Sedangkan dalam skandal agama dan pluralitas, agama dalam demokrasi kita justru sangat mudah untuk dimobilisir kepada kepentingan politik tertentu. Akhirnya, agama justru dijadikan sebagai alat untuk memonopoli lian dalam bentuk peraturan, F.Budi Hardiman menyebut contohnya dalam perda islam. Sayangnya, perda islam selama ini lebih mengacu pada nuansa simboli dan mengikat publik (ruang public) untuk mentaati peraturan yang mau tak mau ikut mengontrol lian (non-islam). Anehnya, yang muncul bukan kerukunan dan kedamaian, tetapi muncul kelompok-kelompok islam radikal yang hendak memaksakan pandangan keagamaan kepada publik (sama).

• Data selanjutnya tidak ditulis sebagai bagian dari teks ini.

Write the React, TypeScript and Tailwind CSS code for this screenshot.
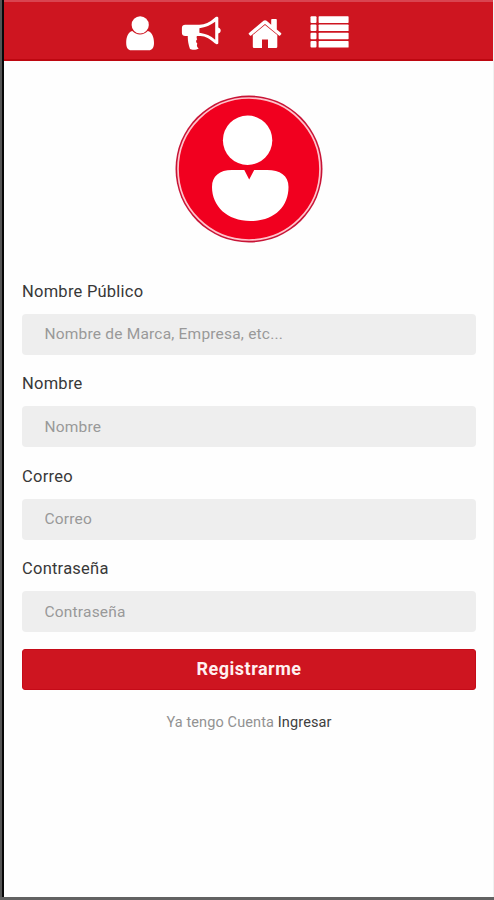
import React from "react";

const fields = [
  { label: "Nombre Público", placeholder: "Nombre de Marca, Empresa, etc...", type: "text" },
  { label: "Nombre", placeholder: "Nombre", type: "text" },
  { label: "Correo", placeholder: "Correo", type: "email" },
  { label: "Contraseña", placeholder: "Contraseña", type: "password" },
];

function UserIcon() {
  return (
    <svg width="30" height="36" viewBox="0 0 30 36" fill="#fff" aria-hidden="true">
      <path d="M7.3 16C3 17.2 1.2 22 1.2 28C1.2 33 3.3 35.3 6 35.3H24C26.8 35.3 29 33 29 28C29 22 27 17.2 22.8 16C20.5 18.3 18 19.4 15 19.4C12 19.4 9.6 18.3 7.3 16Z" />
      <circle cx="15.2" cy="9.9" r="8.6" />
    </svg>
  );
}

function MegaphoneIcon() {
  return (
    <svg width="40" height="35" viewBox="0 0 40 35" fill="#fff" aria-hidden="true">
      <path
        fillRule="evenodd"
        d="M36.8 2C35.7 1.6 34.4 2.2 33.5 3C28.5 7.5 24 9.7 18.5 9.7H4.2C2.3 9.7 .9 11 .9 12.7V18C.9 19.8 2.3 21 4.2 21H6.8C6.6 25.3 7.4 29.5 9 34C11 35.1 15.5 35 17.7 33.5C16 32 15.4 30.5 16.4 28.7C14.8 27.2 14.6 25.5 16.2 24.3C15.5 23.2 15.5 22.2 15.9 21H18.5C24 20.6 28.5 23.6 33.5 28C34.5 28.8 35.8 29.6 36.8 29.1C37.5 28.7 37.3 27.4 37.3 26.1V18.5C38.8 18 39.7 17 39.7 15.5C39.7 14 38.8 13 37.3 12.5V5C37.3 3.8 37.6 2.4 36.8 2ZM34.2 6.8V24.7C29.5 20.9 25 18.6 18.4 17.8V13.2C25 12.5 29.5 10.2 34.2 6.8Z"
      />
    </svg>
  );
}

function HomeIcon() {
  return (
    <svg width="34" height="31" viewBox="0 0 34 31" fill="#fff" aria-hidden="true">
      <path d="M17 7L4.8 17.1V28.4C4.8 29.4 5.5 30.1 6.5 30.1H14V21.6H20V30.1H27.6C28.6 30.1 29.3 29.4 29.3 28.4V17.1L17 7Z" />
      <path d="M33 14.9L28.8 11.4V1.7C28.8 1.2 28.5.9 28 .9H24C23.5.9 23.2 1.2 23.2 1.7V6.7L18.6 2.8C17.6 2 16.5 2 15.5 2.8L1 14.9C.6 15.3.5 15.8.9 16.2L2 17.5C2.3 17.9 2.8 17.9 3.2 17.6L17 6L30.9 17.6C31.3 17.9 31.8 17.9 32.1 17.5L33.2 16.2C33.5 15.8 33.4 15.3 33 14.9Z" />
    </svg>
  );
}

function ListIcon() {
  return (
    <svg width="40" height="32" viewBox="0 0 40 32" fill="#fff" aria-hidden="true">
      {[0, 8.2, 16.4, 24.7].map((y) => (
        <g key={y}>
          <rect x=".5" y={y + 0.3} width="6" height="6.6" rx="1" />
          <rect x="8.6" y={y + 0.3} width="30" height="6.6" rx=".7" />
        </g>
      ))}
    </svg>
  );
}

function Avatar() {
  return (
    <svg width="148" height="148" viewBox="0 0 148 148" aria-hidden="true">
      <circle cx="74" cy="74" r="73.5" fill="#c81436" />
      <circle cx="74" cy="74" r="71" fill="#f1001f" stroke="#ffc4cc" strokeWidth="1.7" />
      <circle cx="72.6" cy="45.3" r="24.7" fill="#fff" />
      <path
        d="M57 75H69.3L74.2 84.5L79.2 75H92C105 75 113.5 80.5 113.5 92C113.5 112 99 126 75.5 126C52 126 37 111 37 92C37 81 44.5 75 57 75Z"
        fill="#fff"
      />
    </svg>
  );
}

export default function App() {
  return (
    <div className="flex h-[900px] w-[494px] flex-col overflow-hidden border-b-[3px] border-[#626262] bg-[#fefefe] font-[Roboto,sans-serif]">
      <div className="flex min-h-0 flex-1 border-l-2 border-[#555]">
        <div className="w-[2px] shrink-0 bg-[#080808]" />
        <div className="flex min-w-0 flex-1 flex-col border-r border-[#f1f1f1]">
          <header className="flex h-[61px] shrink-0 items-start border-t-2 border-b-2 border-t-[#d94450] border-b-[#bd0710] bg-[#ce1520] pl-[121px]">
            <button className="mt-[13px]"><UserIcon /></button>
            <button className="mt-[13px] ml-[26px]"><MegaphoneIcon /></button>
            <button className="mt-[16px] ml-[27px]"><HomeIcon /></button>
            <button className="mt-[14px] ml-[28px]"><ListIcon /></button>
          </header>
          <main className="flex flex-col pr-[17px] pl-[18px]">
            <div className="mt-[34px] flex justify-center pr-px">
              <Avatar />
            </div>
            <form className="mt-[37.5px] flex flex-col">
              {fields.map((f) => (
                <label key={f.label} className="flex h-[92.6px] flex-col">
                  <span className="h-[33px] text-[16.5px] leading-[22px] tracking-[0.24px] text-[#383838]">
                    {f.label}
                  </span>
                  <input
                    type={f.type}
                    placeholder={f.placeholder}
                    className="h-[41px] w-full rounded-[4px] bg-[#eeeeee] pr-[22px] pl-[22.5px] text-[15.5px] tracking-[0.2px] text-[#303030] placeholder:text-[#999] placeholder:opacity-100"
                  />
                </label>
              ))}
              <button
                type="button"
                className="-mt-[2px] h-[41px] rounded-[3px] border border-[#c50b18] bg-[#ce1520] pb-[2px] text-[18px] font-bold tracking-[0.5px] text-[#fff0f0]"
              >
                Registrarme
              </button>
            </form>
            <p className="mt-[22px] text-center text-[14.5px] leading-[22px] tracking-[0.12px] text-[#929292]">
              Ya tengo Cuenta <a className="text-[#404040]">Ingresar</a>
            </p>
          </main>
        </div>
      </div>
    </div>
  );
}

Akibatnya, timbul perselisihan, gesekan dan konflik. Inilah yang mengakibatkan pluralitas menjadi terganggu. Yang ada kemudian hegemoni dan dominasi.

Untuk itulah, wajah gelap demokrasi ini bisa diselesaikan dengan konsep demokrasi deliberatif. Artinya warga masyarakat diperkuat dan berperan aktif dalam legislasi hukum secara demokratis (h.60). Sehingga masyarakat ikut serta aktif dan terlibat dalam berbagai kebijakan dan legislasi. Sayang, semakin ke depan, kita justru melihat disfungsionalitas lemaga Negara yang mestinya menopang dan menguatkan elemen demokrasi kita seperti semakin berkurangnya peran DPD (Dewan Perwakilan Daerah) dan  Komisi Yudisial.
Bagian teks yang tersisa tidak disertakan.